Based on this dynamic, these four military factions can sustain their status quo indefinitely. They use the funds generated to pay salaries to their fighters and acquire necessary equipment to suppress any local dissent. Agreements like de-escalation deals sponsored by Russia, Turkey, Iran, and other international understandings have stabilized the distribution of primary control areas among them for over four years.

Without the threat of economic collapse jeopardizing their structure, meaningful change can only be achieved through new international agreements that prioritize the living conditions and humanitarian needs of the Syrian people within the country and in neighboring states.

Over time, humanitarian conditions in Syria continue to deteriorate, presenting increasing challenges for international institutions to finance their operations there. Many donor countries are reluctant to provide additional funds to Syria, as there seems to be no foreseeable resolution to its ongoing need for financial assistance amid political deadlock.

What is the solution?

The Syrian economic crisis, along with the humanitarian and living crises, cannot be resolved without finding a political solution. While official statements from influential countries involved in the Syrian issue stress the necessity of a Syrian-led political resolution, not all Syrian parties are genuinely committed to achieving such a solution if it risks undermining their power. Their current domination of the economy is primarily aimed at preserving their authority.
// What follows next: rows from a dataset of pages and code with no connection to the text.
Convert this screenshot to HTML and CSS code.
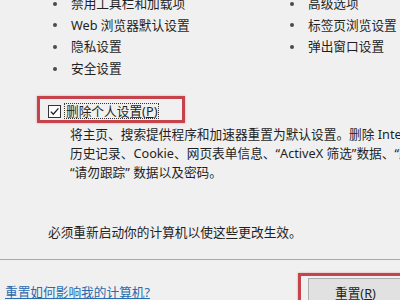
FILE: index.html
```html
<!DOCTYPE html>
<html lang="zh-CN">
<head>
<meta charset="utf-8">
<title>重置 Internet Explorer 设置</title>
<link rel="stylesheet" href="styles.css">
</head>
<body>
<div class="dialog">
  <div class="features">
    <ul class="col col-left">
      <li>禁用工具栏和加载项</li>
      <li>Web 浏览器默认设置</li>
      <li>隐私设置</li>
      <li>安全设置</li>
    </ul>
    <ul class="col">
      <li>高级选项</li>
      <li>标签页浏览设置</li>
      <li>弹出窗口设置</li>
    </ul>
  </div>

  <div class="option">
    <span class="check"><svg viewBox="0 0 11 11" width="11" height="11"><path d="M1.8 5.6 L4.3 8.2 L9.4 2.4" fill="none" stroke="#222" stroke-width="1.3"/></svg></span>
    <span class="label">删除个人设置(<u>P</u>)</span>
  </div>

  <div class="desc">
    <span class="line">将主页、搜索提供程序和加速器重置为默认设置。删除 Internet Explorer 临时文件、</span>
    <span class="line">历史记录、Cookie、网页表单信息、“ActiveX 筛选”数据、“跟踪保护”数据、</span>
    <span class="line">“请勿跟踪” 数据以及密码。</span>
  </div>

  <p class="notice">必须重新启动你的计算机以使这些更改生效。</p>

  <div class="footer">
    <a class="help" href="#">重置如何影响我的计算机?</a>
    <div class="focus"><button class="btn" type="button">重置(<u>R</u>)</button></div>
  </div>
</div>
</body>
</html>
```

FILE: styles.css
```css
html, body {
  margin: 0;
  padding: 0;
  overflow: hidden;
  background: #f0f0f0;
}

.dialog {
  width: 400px;
  height: 300px;
  overflow: hidden;
  font-family: "Noto Sans", "Noto Sans CJK SC", sans-serif;
  font-size: 12.7px;
  color: #1f1f1f;
}

.features {
  display: flex;
  margin-top: -7px;
  padding-left: 53px;
}

.col {
  list-style: none;
  margin: 0;
  padding: 0;
}

.col-left {
  width: 237px;
}

.col li {
  display: flex;
  align-items: center;
  height: 21.6px;
  line-height: 21.6px;
  white-space: nowrap;
}

.col li::before {
  content: "";
  flex: none;
  width: 4px;
  height: 4px;
  border-radius: 50%;
  background: #4a4a4a;
  margin-right: 14px;
}

.option {
  display: flex;
  align-items: center;
  box-sizing: border-box;
  width: 148px;
  height: 27px;
  margin: 17px 0 0 37px;
  padding: 3px 0 0 8px;
  border: 3px solid #c7434c;
  box-shadow: 0 0 2px rgba(199, 67, 76, 0.45);
}

.check {
  box-sizing: border-box;
  flex: none;
  display: flex;
  align-items: center;
  justify-content: center;
  width: 13px;
  height: 13px;
  border: 1px solid #333;
  background: #fdfdfd;
}

.label {
  margin-left: 4px;
  padding: 0 1px;
  line-height: 14px;
  outline: 1px dotted #333;
  white-space: nowrap;
}

.desc {
  margin: 2px 0 0 70px;
  width: 330px;
  overflow: hidden;
}

.line {
  display: block;
  line-height: 18.6px;
  white-space: nowrap;
}

.notice {
  margin: 42px 0 0 48px;
  line-height: 18.5px;
  white-space: nowrap;
}

.footer {
  display: flex;
  align-items: flex-start;
  margin-top: 17px;
  border-top: 1px solid #a9a9a9;
  padding: 13px 0 0 5px;
}

.help {
  flex: none;
  width: 150px;
  margin-top: 10px;
  line-height: 18px;
  color: #2a6aae;
  text-decoration: underline;
  white-space: nowrap;
}

.focus {
  flex: none;
  margin-left: 143px;
  padding: 2px 6px 4px 7px;
  border: 3px solid #c7434c;
  box-shadow: 0 0 2px rgba(199, 67, 76, 0.45);
}

.btn {
  display: block;
  width: 94px;
  height: 30px;
  margin: 0;
  padding: 0;
  border: 1px solid #adadad;
  background: #e1e1e1;
  font-family: "Noto Sans", "Noto Sans CJK SC", sans-serif;
  font-size: 12.7px;
  color: #1f1f1f;
  text-align: left;
  text-indent: 26px;
}
```
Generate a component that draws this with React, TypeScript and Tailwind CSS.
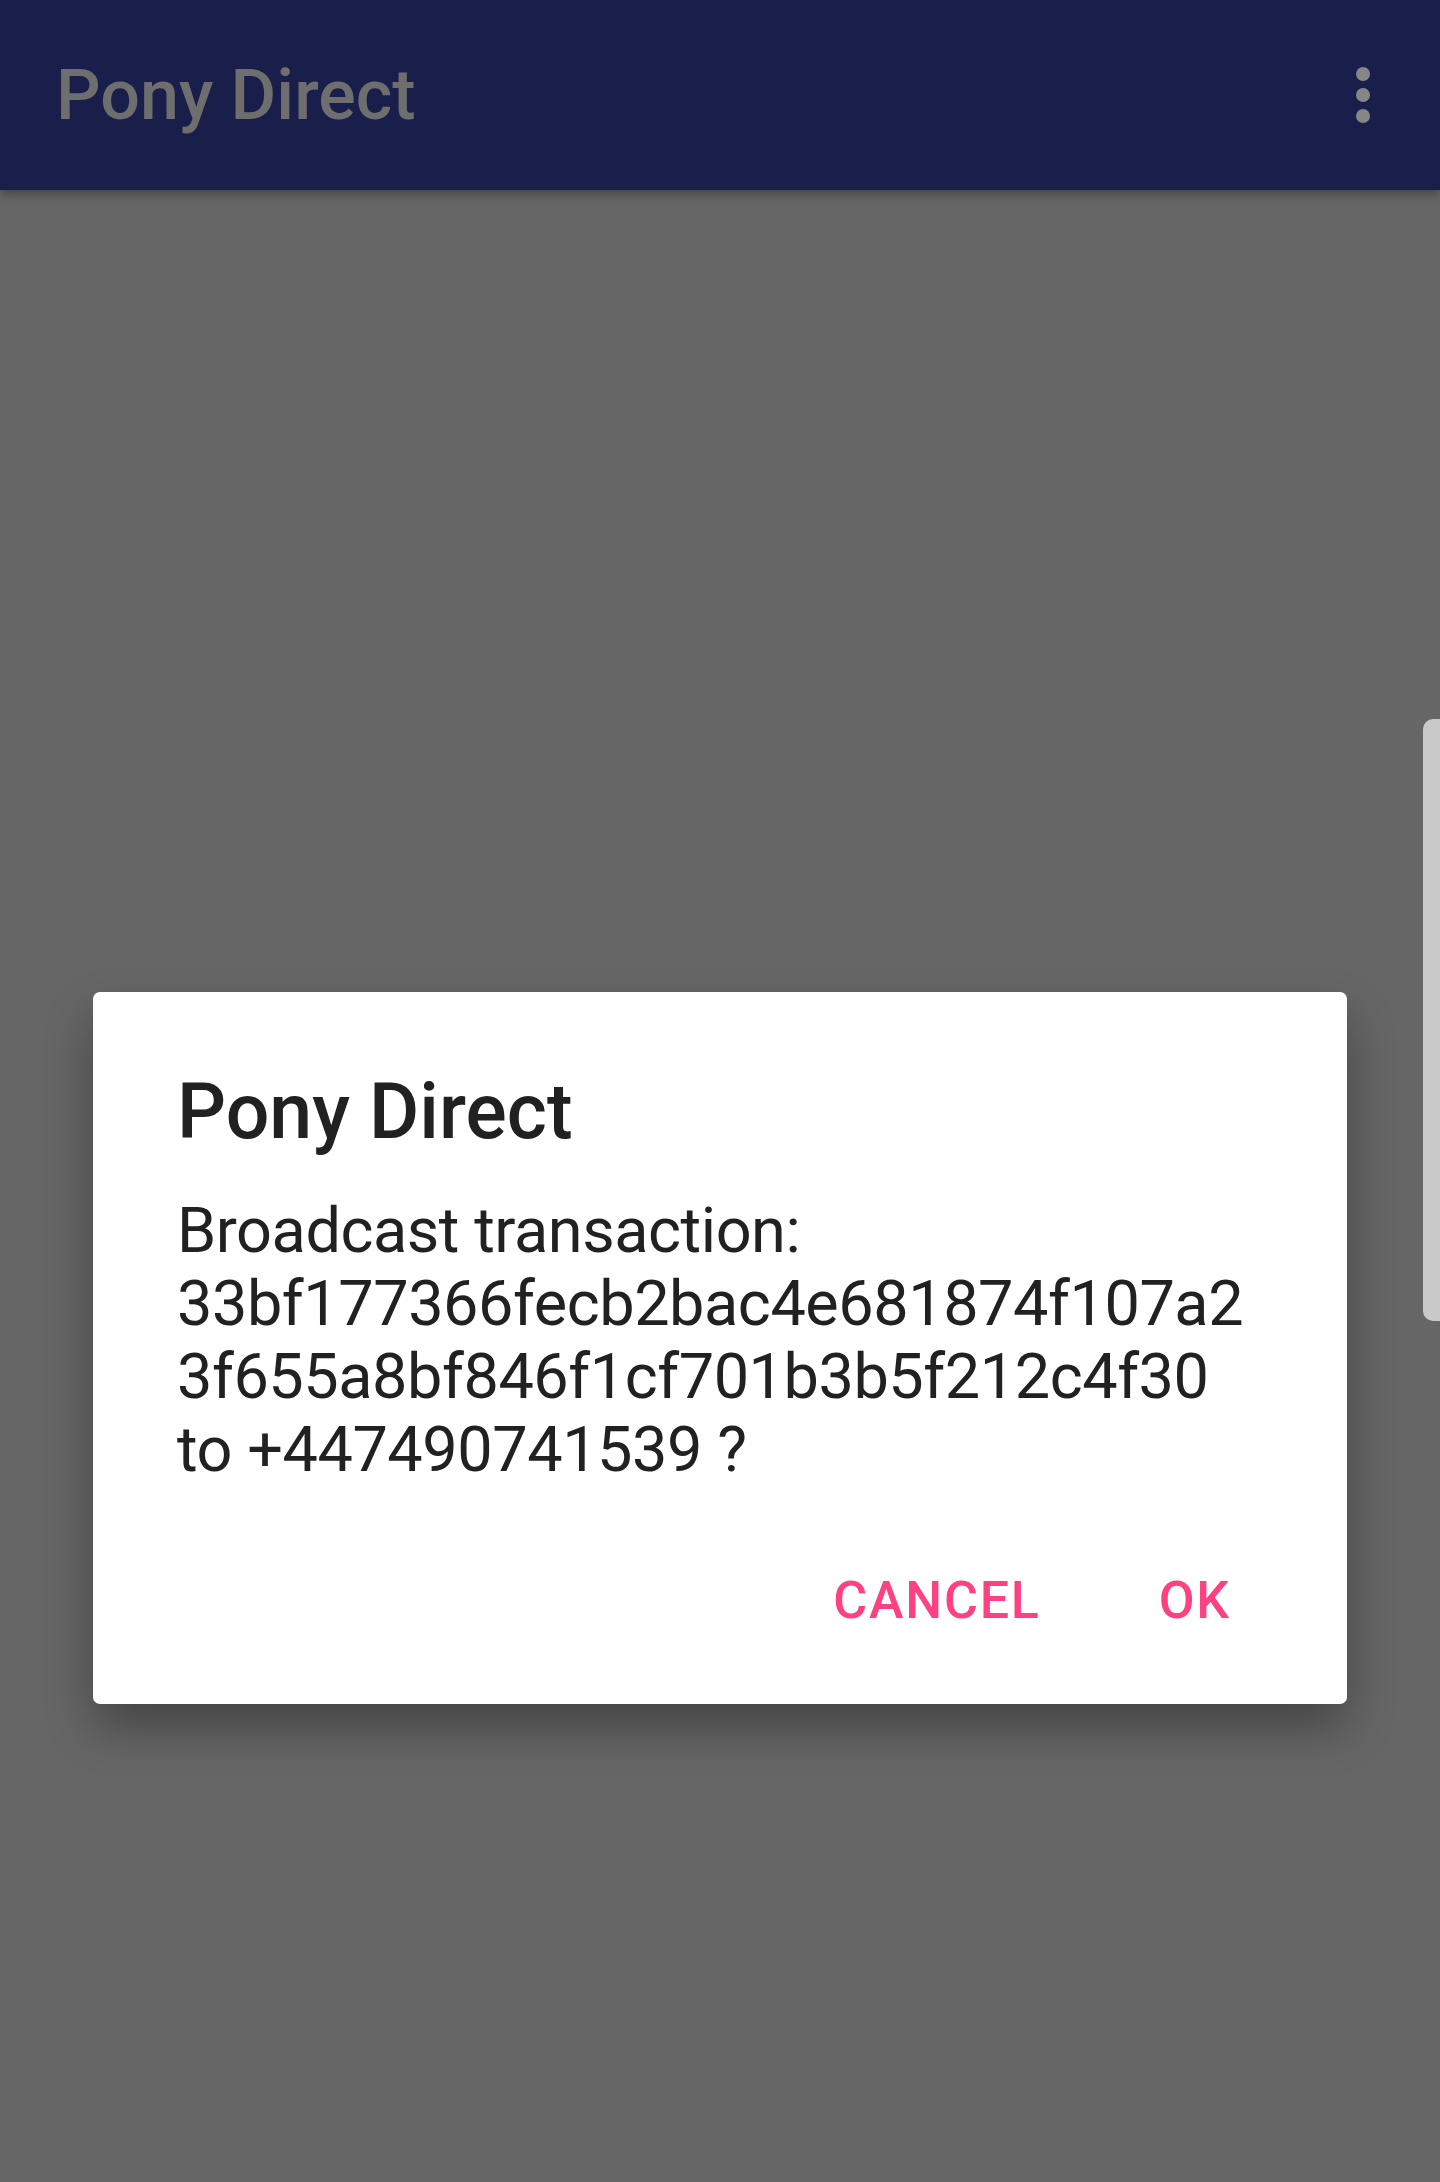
import React from 'react';

// Dimmed app screen behind an AlertDialog
const hashLines = [
    'Broadcast transaction:',
    '33bf177366fecb2bac4e681874f107a2',
    '3f655a8bf846f1cf701b3b5f212c4f30',
    'to +447490741539 ?',
];

export default function App() {
    return (
        <div className="relative w-[1440px] h-[2182px] overflow-hidden bg-[#666666]" style={{ fontFamily: 'Roboto, "Noto Sans", sans-serif' }}>
            {/* toolbar */}
            <header className="relative z-10 h-[190px] bg-[#191f4a] flex items-center justify-between pl-[56px] pr-[70px] shadow-[0_4px_10px_rgba(0,0,0,0.35)]">
                <h1 className="text-[70px] leading-none font-medium text-[#6e6e6e]">Pony Direct</h1>
                <div className="flex flex-col gap-[7px]">
                    <span className="w-[14px] h-[14px] rounded-full bg-[#868686]" />
                    <span className="w-[14px] h-[14px] rounded-full bg-[#868686]" />
                    <span className="w-[14px] h-[14px] rounded-full bg-[#868686]" />
                </div>
            </header>

            {/* edge panel handle */}
            <div className="absolute right-0 top-[719px] w-[17px] h-[602px] rounded-l-[10px] bg-[#c9c9c9]" />

            <main className="pt-[802px]">
                <div className="mx-auto w-[1254px] bg-white rounded-[7px] shadow-[0_24px_48px_rgba(0,0,0,0.32)] pt-[74px] pb-[73px]">
                    <h2 className="pl-[84px] text-[77px] leading-[92px] font-medium text-[#212121]">Pony Direct</h2>
                    <div className="mt-[36px] pl-[84px] text-[63px] leading-[73px] tracking-[-0.45px] text-[#212121]">
                        {hashLines.map((line) => (
                            <div key={line}>{line}</div>
                        ))}
                    </div>
                    <div className="mt-[85px] flex justify-end items-center gap-[118px] pr-[116px]">
                        <button className="text-[52px] leading-[60px] font-medium tracking-[1.8px] text-[#ff4081]">CANCEL</button>
                        <button className="text-[52px] leading-[60px] font-medium tracking-[1.8px] text-[#ff4081]">OK</button>
                    </div>
                </div>
            </main>
        </div>
    );
}
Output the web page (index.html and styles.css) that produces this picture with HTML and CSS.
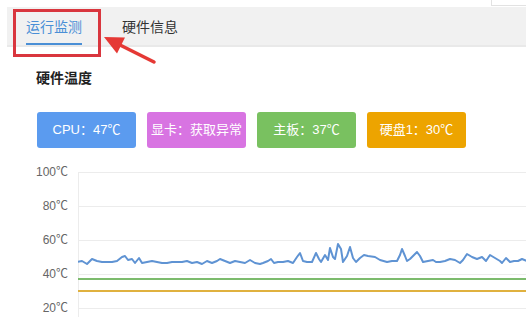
FILE: index.html
```html
<!DOCTYPE html>
<html lang="zh">
<head>
<meta charset="utf-8">
<link rel="stylesheet" href="styles.css">
</head>
<body>
<div class="page">
  <div class="corner-box"></div>
  <div class="tabs">
    <div class="tab active">运行监测</div>
    <div class="tab">硬件信息</div>
  </div>
  <div class="content">
    <h3 class="title">硬件温度</h3>
    <div class="badges">
      <div class="badge b-blue">CPU：47℃</div>
      <div class="badge b-purple">显卡：获取异常</div>
      <div class="badge b-green">主板：37℃</div>
      <div class="badge b-orange">硬盘1：30℃</div>
    </div>
  </div>
  <div class="chart">
    <div class="ylabels">
      <div>100℃</div>
      <div>80℃</div>
      <div>60℃</div>
      <div>40℃</div>
      <div>20℃</div>
    </div>
    <svg class="plot" width="448" height="170" viewBox="0 0 448 170">
      <g stroke="#ececec" stroke-width="1">
        <line x1="0" y1="17.5" x2="448" y2="17.5"/>
        <line x1="0" y1="51.5" x2="448" y2="51.5"/>
        <line x1="0" y1="85.5" x2="448" y2="85.5"/>
        <line x1="0" y1="119.5" x2="448" y2="119.5"/>
        <line x1="0" y1="153.5" x2="448" y2="153.5"/>
        <line x1="0.5" y1="17" x2="0.5" y2="170"/>
      </g>
      <line x1="0" y1="124" x2="448" y2="124" stroke="#7cbb6d" stroke-width="2"/>
      <line x1="0" y1="136" x2="448" y2="136" stroke="#e0b13f" stroke-width="2"/>
      <polyline fill="none" stroke="#5f93d3" stroke-width="2" stroke-linejoin="round"
        points="-1,107 4,106 9,109 14,104 19,106 24,107 34,107 39,106 44,102 47,101 50,105 54,104 57,108 61,103 64,108 69,107 74,106 79,107 84,108 89,108 94,107 104,107 109,106 114,108 119,107 124,109 129,106 134,108 139,106 142,104 147,106 152,108 157,106 162,107 167,108 172,105 177,108 182,109 185,108 190,106 193,104 196,108 200,107 205,107 210,106 215,108 219,102 222,98 225,106 229,107 234,107 238,98 241,104 243,107 247,100 250,105 252,93 255,102 257,104 260,89 263,94 265,107 269,101 272,92 275,103 278,107 282,103 286,100 290,101 297,102 302,105 309,107 314,106 319,106 322,100 324,94 327,101 329,106 332,104 336,100 339,97 342,101 345,107 350,106 355,105 358,107 362,107 367,106 372,104 377,105 382,108 385,105 389,99 394,102 399,104 404,102 408,106 412,100 417,103 422,106 424,108 428,103 432,107 436,106 440,106 444,104 449,106"/>
    </svg>
  </div>

  <div class="annot-box"></div>
  <svg class="annot-arrow" width="60" height="36" viewBox="0 0 60 36">
    <line x1="53" y1="30" x2="17" y2="12" stroke="#e53935" stroke-width="3.5" stroke-linecap="round"/>
    <polygon points="3,5 24,5.5 16,21.5" fill="#e53935"/>
  </svg>
</div>
</body>
</html>
```

FILE: styles.css
```css
* { box-sizing: border-box; }
html, body { margin: 0; padding: 0; background: #fff; }
body {
  font-family: "Microsoft YaHei", "Noto Sans CJK SC", "Liberation Sans", sans-serif;
  color: #333;
  width: 526px;
  height: 317px;
  overflow: hidden;
}
.page {
  position: relative;
  padding: 7px 0 0 7px;
  height: 317px;
}
.corner-box {
  position: absolute;
  left: 491px;
  top: -1px;
  width: 40px;
  height: 7px;
  border: 1px solid #e2e2e2;
  background: #fff;
}
.tabs {
  display: flex;
  gap: 40px;
  height: 40px;
  background: #f1f1f1;
  border-bottom: 2px solid #e9e9e9;
  padding-left: 19px;
}
.tab {
  font-size: 14px;
  line-height: 36px;
  height: 38px;
  color: #333;
  padding-top: 1px;
}
.tab.active {
  color: #4a8fd6;
  border-bottom: 2px solid #4a8fd6;
}
.content {
  padding: 20px 0 0 29px;
}
.title {
  margin: 0;
  font-size: 14px;
  font-weight: bold;
  color: #222;
  line-height: 20px;
}
.badges {
  display: flex;
  gap: 11px;
  margin-top: 25px;
  padding-left: 1px;
}
.badge {
  width: 99px;
  height: 36px;
  line-height: 36px;
  text-align: center;
  color: #fff;
  font-size: 13px;
  border-radius: 3px;
  font-family: "Liberation Sans", "Noto Sans CJK SC", sans-serif;
}
.b-blue { background: #5b9bef; }
.b-purple { background: #d874e2; }
.b-green { background: #79c160; }
.b-orange { background: #eda400; }
.chart {
  display: flex;
  margin-top: 7px;
}
.ylabels {
  width: 71px;
  padding-right: 10px;
  text-align: right;
  font-size: 12px;
  color: #666;
  font-family: "Liberation Sans", "Noto Sans CJK SC", sans-serif;
}
.ylabels div {
  height: 34px;
  line-height: 34px;
}
.plot {
  display: block;
  flex: none;
}
.annot-box {
  position: absolute;
  left: 13px;
  top: 9px;
  width: 88px;
  height: 48px;
  border: 3px solid #d9363e;
}
.annot-arrow {
  position: absolute;
  left: 101px;
  top: 32px;
}
```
Therefore, the most viable solution may lie externally, where external powers such as the United States, Russia, and the European Union can devise and enforce agreements among local stakeholders. This approach should uphold the aspirations of Syrians for a just and democratic state and aid in progressively addressing the economic crisis and its humanitarian repercussions. Without such intervention, Syria risks further collapse, deepening its status as a humanitarian crisis epicenter with profound implications for the region and beyond.